Могло быть множество причин, почему Гамильтон не стал немедленно допрашивать пленного в 3 ч. ночи. Во-первых, вполне возможно, Гамильтону не сказали по телефону, что летчик, называющий себя Альфредом Хорном, везет политическое послание. Гесс был не единственным немцем, сбитым в ту ночь во время одного из мощнейших немецких воздушных налетов. И вовсе не являлось обычной практикой, чтобы командир базы проводил допрос в ближайшие часы. Кроме того, Гамильтон отправился спать не раньше, чем просмотрел список офицеров люфтваффе, с которыми встречался на Олимпийских играх в 1936 г., но он никак не мог найти там некоего Хорна. Таким образом, затяжка в худшем случае явилась результатом обычной небрежности{1162}.
Есть еще один аспект данного эпизода, который следует обсудить в этой связи. Даже если Гамильтон догадывался, что летчик — Гесс, а это весьма маловероятно, его реакция не должна удивлять. Будучи заслуженным командиром авиакрыла, старающимся стереть из памяти свое былое сотрудничество с примиренцами, он вдруг столкнулся с ошеломляющим фактом, что стал объектом мирных предложений нацистов. Дело Гесса грозило выпустить джинна из бутылки{1163}. Его смятение усилилось, когда немцы в публичном заявлении связали его имя с миссией Гесса, создавая необоснованное впечатление его соучастия. Ряд писем, выборочно просмотренных цензурой, отражал подобное мнение. Вот только один пример: «Я спрашиваю себя, нет ли доли истины в разговорах, будто этот несчастный был близок с графом Гамильтоном.

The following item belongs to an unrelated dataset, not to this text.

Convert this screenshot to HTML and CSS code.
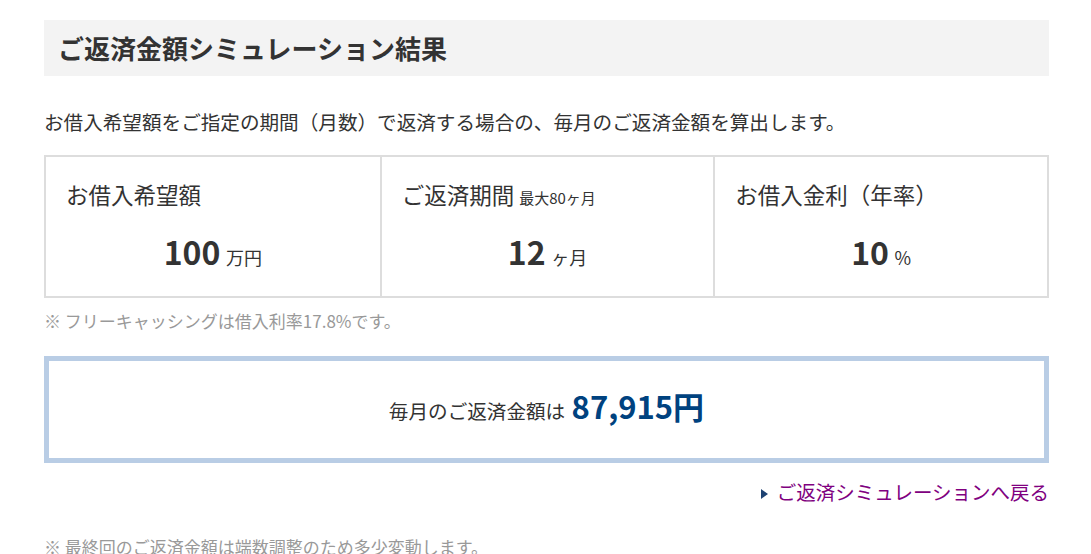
FILE: index.html
```html
<!DOCTYPE html>
<html>
<head>
  <title>ご返済金額シミュレーション結果</title>
  <link rel="stylesheet" href="styles.css">
</head>
<body>
  <main class="sim">
    <h2 class="sim-title">ご返済金額シミュレーション結果</h2>

    <p class="sim-lead">お借入希望額をご指定の期間（月数）で返済する場合の、毎月のご返済金額を算出します。</p>

    <div class="sim-table">
      <div class="sim-cell">
        <p class="sim-label">お借入希望額</p>
        <p class="sim-value"><strong>100</strong> <span>万円</span></p>
      </div>
      <div class="sim-cell">
        <p class="sim-label">ご返済期間 <small>最大80ヶ月</small></p>
        <p class="sim-value"><strong>12</strong> <span>ヶ月</span></p>
      </div>
      <div class="sim-cell">
        <p class="sim-label">お借入金利（年率）</p>
        <p class="sim-value"><strong>10</strong> <span>%</span></p>
      </div>
    </div>

    <p class="sim-note">※ フリーキャッシングは借入利率17.8%です。</p>

    <div class="sim-result">
      <p>毎月のご返済金額は <strong>87,915円</strong></p>
    </div>

    <p class="sim-back"><a href="#">ご返済シミュレーションへ戻る</a></p>

    <p class="sim-note sim-note-last">※ 最終回のご返済金額は端数調整のため多少変動します。</p>
  </main>
</body>
</html>
```

FILE: styles.css
```css
/* page */
body {
  font-family: "Noto Sans CJK JP", "Noto Sans", sans-serif;
  color: #333;
  margin: 0;
  padding: 20px 42px 0 44px;
  background: #fff;
}
p {
  margin: 0;
}
.sim {
  width: 1005px;
}
.sim-title {
  margin: 0;
  height: 56px;
  line-height: 56px;
  padding: 0 14px;
  background: #f3f3f3;
  font-size: 26px;
  font-weight: bold;
  color: #333;
}
.sim-lead {
  margin-top: 31px;
  font-size: 19.6px;
  line-height: 30px;
}
/* three input cells */
.sim-table {
  display: grid;
  grid-template-columns: 1fr 1fr 1fr;
  margin-top: 18px;
  border: 2px solid #ddd;
}
.sim-cell {
  padding: 22px 20px 21px;
}
.sim-cell + .sim-cell {
  border-left: 2px solid #ddd;
}
.sim-label {
  font-size: 22.5px;
  line-height: 30px;
}
.sim-label small {
  font-size: 15px;
  line-height: 1;
}
.sim-value {
  margin-top: 26px;
  height: 40px;
  line-height: 40px;
  text-align: center;
}
.sim-value strong {
  font-size: 32px;
  font-weight: bold;
  line-height: 1;
}
.sim-value span {
  font-size: 18px;
  line-height: 1;
  margin-left: 2px;
}
.sim-note {
  margin-top: 11px;
  font-size: 17px;
  line-height: 24px;
  color: #999;
}
/* result */
.sim-result {
  margin-top: 23px;
  height: 97px;
  border: 5px solid #b9cde5;
  display: flex;
  align-items: center;
  justify-content: center;
}
.sim-result p {
  font-size: 19.6px;
  height: 40px;
  line-height: 40px;
}
.sim-result strong {
  font-size: 31px;
  font-weight: bold;
  line-height: 1;
  color: #00427f;
  margin-left: 2px;
}
.sim-back {
  margin-top: 15px;
  text-align: right;
  font-size: 19.5px;
  line-height: 28px;
}
.sim-back a {
  color: #800080;
  text-decoration: none;
}
.sim-back a::before {
  content: "";
  display: inline-block;
  border-left: 7px solid #1d4272;
  border-top: 5px solid transparent;
  border-bottom: 5px solid transparent;
  margin-right: 9px;
  vertical-align: 1px;
}
.sim-note-last {
  margin-top: 29px;
}
```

По-видимому, слишком многие из нашей знати якшались с нацистами»{1164}. Гамильтон стал столь болезненно чувствителен, что поставил правительство в неловкое положение, предъявив иск старому коммунистическому лидеру Гарри Поллитту за его заявление, будто Гамильтон «друг Гесса». Ввиду своих подозрений коммунисты, возможно, по инструкциям из Москвы, усмотрели здесь редкую возможность, чтобы Гесс был вызван в суд и допрошен публично{1165}. Разумеется, все в правительстве признавали необходимость «помочь графу Гамильтону очиститься от злосчастных и нелепых подозрений, окружающих его имя»{1166}. Когда Криппс готовил доклад по делу Гесса для кабинета в ноябре 1942 г., он всячески старался реабилитировать Гамильтона, утверждая, что «поведение графа относительно Рудольфа Гесса было во всех отношениях благородным и правильным».